While Russia still makes some players nervous (see related story, p.1), specialty arranger Greenwich Financial is betting on the country and its originators. The previously U.S.-centric shop snuck onto the emerging market scene in July, with the first transaction backed by Russian auto loans (see ASR 8/1/05). On the sidelines of the Securitization in Emerging Markets conference held by the New York Society of Security Analysts, ASR sat down with senior vice president Dmitri Dorofeev to discuss intriguing features of the transaction and what kind of MBS a new law in Russia would most favor, an area that the firm is pursuing.
ASR: In your auto-loan deal, there was a small inverse floater of $100,000 sold in tandem with the $43.7 million A1 piece. Could you explain how this worked and why you did it?
DD: It was to split the credit risk and the prepayment risk. If you separate it, the deal works [because there's] a split between the two investor types (those comfortable with credit risk and those seeking prepayment risk). We basically concentrated the entire negative convexity of the collateral and stuck it in the small piece. Most of the risk is on the credit side - people defaulting on the loans, but by virtue of the coupon being floating and the price being par there is very little negative convexity in it. And [as an investor], you get your money; you're largely indifferent whether people pay fast or slow. In the small piece, the defaults are not a major concern, but it sells at a major premium, so the investor pays a million dollars, because the coupon is huge, [roughly] 1,500%. But the underlying reduces fast. [Soon] you're getting the 1,500% on only half the issuance amount [and so forth] - it's a race against time. Also it's reversed to Libor, so every time Libor goes up, the coupon [drops]. A hedge fund bought the inverse floater.
ASR: While the bond and the collateral are denominated in dollars, most, if not all, of the borrowers earn their income in rubles. A severe devaluation, then, would jeopardize the borrowers' ability to pay their dollar loans. How did you tackle this problem?

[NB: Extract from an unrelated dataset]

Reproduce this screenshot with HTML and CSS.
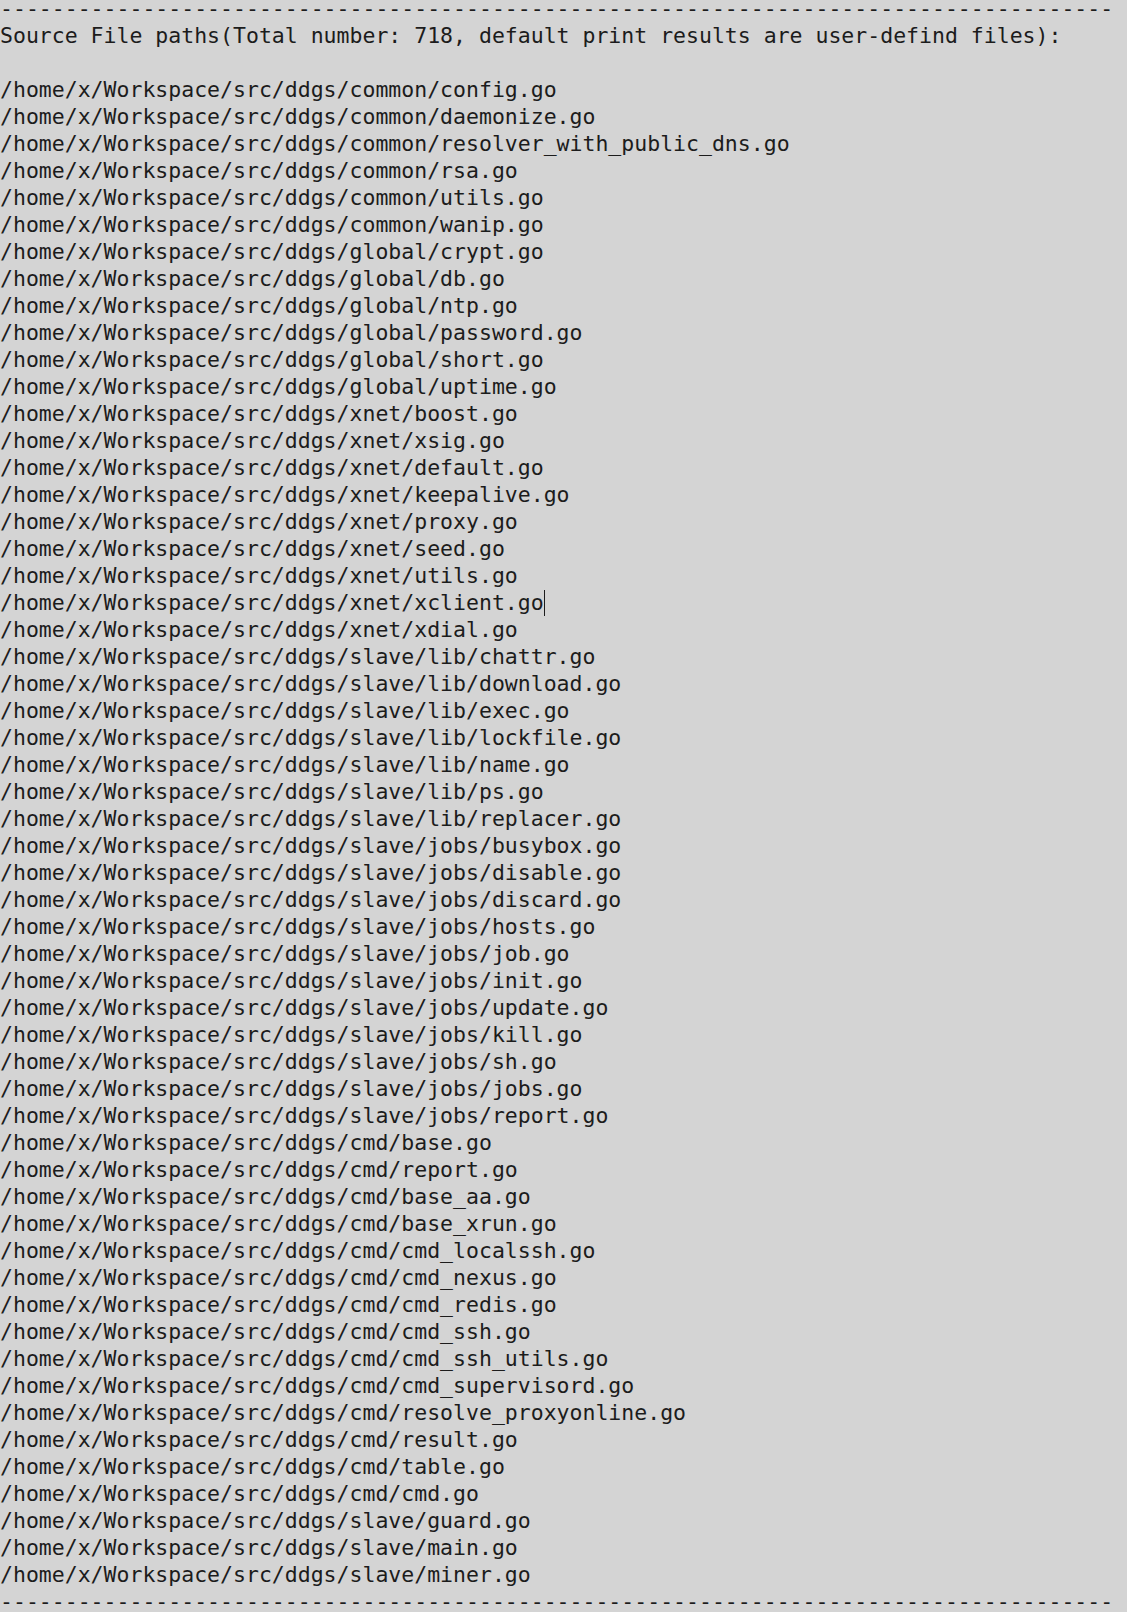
FILE: index.html
```html
<!DOCTYPE html>
<html lang="en">
<head>
  <meta charset="UTF-8" />
  <title>Source File paths</title>
  <link rel="stylesheet" href="styles.css">
</head>
<body>
<pre class="console">--------------------------------------------------------------------------------------
Source File paths(Total number: 718, default print results are user-defind files):

/home/x/Workspace/src/ddgs/common/config.go
/home/x/Workspace/src/ddgs/common/daemonize.go
/home/x/Workspace/src/ddgs/common/resolver_with_public_dns.go
/home/x/Workspace/src/ddgs/common/rsa.go
/home/x/Workspace/src/ddgs/common/utils.go
/home/x/Workspace/src/ddgs/common/wanip.go
/home/x/Workspace/src/ddgs/global/crypt.go
/home/x/Workspace/src/ddgs/global/db.go
/home/x/Workspace/src/ddgs/global/ntp.go
/home/x/Workspace/src/ddgs/global/password.go
/home/x/Workspace/src/ddgs/global/short.go
/home/x/Workspace/src/ddgs/global/uptime.go
/home/x/Workspace/src/ddgs/xnet/boost.go
/home/x/Workspace/src/ddgs/xnet/xsig.go
/home/x/Workspace/src/ddgs/xnet/default.go
/home/x/Workspace/src/ddgs/xnet/keepalive.go
/home/x/Workspace/src/ddgs/xnet/proxy.go
/home/x/Workspace/src/ddgs/xnet/seed.go
/home/x/Workspace/src/ddgs/xnet/utils.go
/home/x/Workspace/src/ddgs/xnet/xclient.go<span class="caret"></span>
/home/x/Workspace/src/ddgs/xnet/xdial.go
/home/x/Workspace/src/ddgs/slave/lib/chattr.go
/home/x/Workspace/src/ddgs/slave/lib/download.go
/home/x/Workspace/src/ddgs/slave/lib/exec.go
/home/x/Workspace/src/ddgs/slave/lib/lockfile.go
/home/x/Workspace/src/ddgs/slave/lib/name.go
/home/x/Workspace/src/ddgs/slave/lib/ps.go
/home/x/Workspace/src/ddgs/slave/lib/replacer.go
/home/x/Workspace/src/ddgs/slave/jobs/busybox.go
/home/x/Workspace/src/ddgs/slave/jobs/disable.go
/home/x/Workspace/src/ddgs/slave/jobs/discard.go
/home/x/Workspace/src/ddgs/slave/jobs/hosts.go
/home/x/Workspace/src/ddgs/slave/jobs/job.go
/home/x/Workspace/src/ddgs/slave/jobs/init.go
/home/x/Workspace/src/ddgs/slave/jobs/update.go
/home/x/Workspace/src/ddgs/slave/jobs/kill.go
/home/x/Workspace/src/ddgs/slave/jobs/sh.go
/home/x/Workspace/src/ddgs/slave/jobs/jobs.go
/home/x/Workspace/src/ddgs/slave/jobs/report.go
/home/x/Workspace/src/ddgs/cmd/base.go
/home/x/Workspace/src/ddgs/cmd/report.go
/home/x/Workspace/src/ddgs/cmd/base_aa.go
/home/x/Workspace/src/ddgs/cmd/base_xrun.go
/home/x/Workspace/src/ddgs/cmd/cmd_localssh.go
/home/x/Workspace/src/ddgs/cmd/cmd_nexus.go
/home/x/Workspace/src/ddgs/cmd/cmd_redis.go
/home/x/Workspace/src/ddgs/cmd/cmd_ssh.go
/home/x/Workspace/src/ddgs/cmd/cmd_ssh_utils.go
/home/x/Workspace/src/ddgs/cmd/cmd_supervisord.go
/home/x/Workspace/src/ddgs/cmd/resolve_proxyonline.go
/home/x/Workspace/src/ddgs/cmd/result.go
/home/x/Workspace/src/ddgs/cmd/table.go
/home/x/Workspace/src/ddgs/cmd/cmd.go
/home/x/Workspace/src/ddgs/slave/guard.go
/home/x/Workspace/src/ddgs/slave/main.go
/home/x/Workspace/src/ddgs/slave/miner.go
--------------------------------------------------------------------------------------</pre>
</body>
</html>
```

FILE: styles.css
```css
* {
  box-sizing: border-box;
  margin: 0;
  padding: 0;
}

html,
body {
  background-color: #d4d4d4;
  overflow: hidden;
}

/* terminal output */
.console {
  font-family: 'DejaVu Sans Mono', 'Liberation Mono', monospace;
  font-size: 21.5px;
  line-height: 27px;
  color: #1c1c1c;
  margin-top: -5px;
  white-space: pre;
}

.caret {
  display: inline-block;
  width: 0;
  height: 26px;
  border-left: 1px solid #1c1c1c;
  vertical-align: -6px;
}
```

DD: By using a Z bond (a tranche below the subordinated B series, amounting to $1.99 million) for the subordination. It has a nominal coupon of 8.75%, but instead of paying it to holders of C class it pays to holders of A class bonds and accrues the same amount to C's principal. That way, we end up de-leveraging the deal very rapidly. The senior bonds then pay off faster and the portion of the subordination in the deal increases quicker, mitigating the risk of an FX (foreign currency) movement adversely affecting the transaction. Normally, the risk of a currency devaluation is perceived to be higher in the future. So having the deal amortize this way, if a devaluation hits, there would be more subordination on an absolute basis and on a proportional basis, coming from the Z structure. The originator has retained that tranche.

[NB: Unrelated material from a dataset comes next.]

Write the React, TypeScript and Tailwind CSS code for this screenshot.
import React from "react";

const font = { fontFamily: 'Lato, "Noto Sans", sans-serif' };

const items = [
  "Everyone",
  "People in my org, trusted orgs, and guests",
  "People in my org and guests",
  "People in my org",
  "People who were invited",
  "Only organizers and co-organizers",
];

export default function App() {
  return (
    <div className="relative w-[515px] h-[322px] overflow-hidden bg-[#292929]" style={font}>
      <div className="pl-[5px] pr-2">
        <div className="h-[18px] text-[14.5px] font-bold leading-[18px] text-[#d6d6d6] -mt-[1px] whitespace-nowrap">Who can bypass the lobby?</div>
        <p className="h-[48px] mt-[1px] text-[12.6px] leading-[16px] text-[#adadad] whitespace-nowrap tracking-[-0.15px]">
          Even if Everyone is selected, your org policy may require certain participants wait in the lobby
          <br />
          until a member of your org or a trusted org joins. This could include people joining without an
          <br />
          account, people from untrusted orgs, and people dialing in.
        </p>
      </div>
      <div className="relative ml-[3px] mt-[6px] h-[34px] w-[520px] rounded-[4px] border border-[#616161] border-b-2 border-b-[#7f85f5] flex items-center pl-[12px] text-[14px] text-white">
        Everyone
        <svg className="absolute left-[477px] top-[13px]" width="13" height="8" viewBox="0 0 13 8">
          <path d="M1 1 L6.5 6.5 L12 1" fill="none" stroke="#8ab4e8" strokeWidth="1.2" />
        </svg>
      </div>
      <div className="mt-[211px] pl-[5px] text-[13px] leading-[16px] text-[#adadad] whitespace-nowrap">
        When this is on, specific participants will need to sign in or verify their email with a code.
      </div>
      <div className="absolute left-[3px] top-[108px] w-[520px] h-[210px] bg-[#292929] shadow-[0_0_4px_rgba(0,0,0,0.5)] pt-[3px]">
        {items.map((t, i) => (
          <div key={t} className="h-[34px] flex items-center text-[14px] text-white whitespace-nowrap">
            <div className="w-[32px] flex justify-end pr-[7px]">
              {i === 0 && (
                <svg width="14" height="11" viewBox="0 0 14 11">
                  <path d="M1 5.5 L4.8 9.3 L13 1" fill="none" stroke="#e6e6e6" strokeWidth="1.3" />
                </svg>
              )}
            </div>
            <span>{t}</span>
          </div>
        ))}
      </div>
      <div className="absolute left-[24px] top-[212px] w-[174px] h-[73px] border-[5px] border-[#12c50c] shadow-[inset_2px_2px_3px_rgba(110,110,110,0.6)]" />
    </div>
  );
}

ASR: The country's recently passed MBS law has put that asset class on the radar. Right now, what's possible with a local MBS?

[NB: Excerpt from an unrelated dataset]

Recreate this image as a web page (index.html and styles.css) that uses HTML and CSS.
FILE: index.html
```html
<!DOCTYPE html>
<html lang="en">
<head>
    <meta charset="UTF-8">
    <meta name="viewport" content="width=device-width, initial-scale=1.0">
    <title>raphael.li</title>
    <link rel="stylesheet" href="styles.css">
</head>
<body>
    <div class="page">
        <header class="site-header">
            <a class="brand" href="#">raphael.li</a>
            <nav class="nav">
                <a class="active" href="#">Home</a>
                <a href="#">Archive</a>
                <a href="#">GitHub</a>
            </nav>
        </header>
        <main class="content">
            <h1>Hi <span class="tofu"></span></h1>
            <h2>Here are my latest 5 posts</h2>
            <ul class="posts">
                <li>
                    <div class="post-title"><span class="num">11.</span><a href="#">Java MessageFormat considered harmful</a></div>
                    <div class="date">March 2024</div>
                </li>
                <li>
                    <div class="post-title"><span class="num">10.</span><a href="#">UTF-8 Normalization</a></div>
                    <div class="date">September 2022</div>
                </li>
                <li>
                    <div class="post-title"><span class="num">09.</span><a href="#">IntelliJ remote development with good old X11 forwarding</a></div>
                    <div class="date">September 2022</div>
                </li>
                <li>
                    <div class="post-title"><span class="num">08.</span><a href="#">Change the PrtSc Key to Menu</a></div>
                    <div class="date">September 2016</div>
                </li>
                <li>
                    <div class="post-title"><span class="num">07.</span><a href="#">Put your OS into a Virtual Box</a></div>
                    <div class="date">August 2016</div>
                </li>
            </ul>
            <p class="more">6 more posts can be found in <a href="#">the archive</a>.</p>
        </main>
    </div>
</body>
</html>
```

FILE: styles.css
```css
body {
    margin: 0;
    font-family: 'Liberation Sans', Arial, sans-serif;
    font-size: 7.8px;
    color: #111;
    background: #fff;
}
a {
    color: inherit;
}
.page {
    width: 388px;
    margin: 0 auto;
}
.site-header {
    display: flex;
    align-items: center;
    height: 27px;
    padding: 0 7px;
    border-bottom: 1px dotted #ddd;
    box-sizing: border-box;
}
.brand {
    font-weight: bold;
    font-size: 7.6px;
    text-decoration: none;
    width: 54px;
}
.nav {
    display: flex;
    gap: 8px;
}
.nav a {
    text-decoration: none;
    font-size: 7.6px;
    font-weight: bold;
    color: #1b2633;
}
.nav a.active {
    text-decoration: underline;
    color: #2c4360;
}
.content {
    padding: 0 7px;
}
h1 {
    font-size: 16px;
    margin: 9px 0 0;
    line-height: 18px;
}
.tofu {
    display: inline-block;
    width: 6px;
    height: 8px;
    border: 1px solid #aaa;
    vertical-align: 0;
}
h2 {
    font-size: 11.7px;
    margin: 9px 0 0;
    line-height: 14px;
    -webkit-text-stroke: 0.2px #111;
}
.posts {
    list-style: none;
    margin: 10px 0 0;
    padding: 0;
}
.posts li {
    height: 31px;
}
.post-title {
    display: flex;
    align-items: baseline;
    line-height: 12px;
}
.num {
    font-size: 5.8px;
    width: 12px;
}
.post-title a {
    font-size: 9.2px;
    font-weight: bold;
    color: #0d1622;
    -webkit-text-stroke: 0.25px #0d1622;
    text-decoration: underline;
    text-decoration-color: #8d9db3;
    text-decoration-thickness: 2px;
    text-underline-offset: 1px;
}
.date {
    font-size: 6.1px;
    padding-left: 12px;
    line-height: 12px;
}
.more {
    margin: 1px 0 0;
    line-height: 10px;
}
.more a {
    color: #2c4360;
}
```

DD: For one, we don't think it's possible to do a domestic deal with a domestic SPV. (Greenwich used a Dutch SPV governed by English law for the auto loan deal.) Russian law, for example, doesn't provide for tranching in terms of credit risk. What the new MBS law does do is lay down the framework for [originating] loans and enforcing them, so [a lender] can repossess the house. The law introduces two kinds of bonds that can be issued. One is a mortgage certificate, which has a pass-through structure like here in the U.S. The other is a mortgage bond, which is the German type. The mortgage certificate establishes the right to collect the loan and the right to enforce the mortgage and repossess the collateral. Those rights can be transferred to the SPV. That makes it easier [to securitize].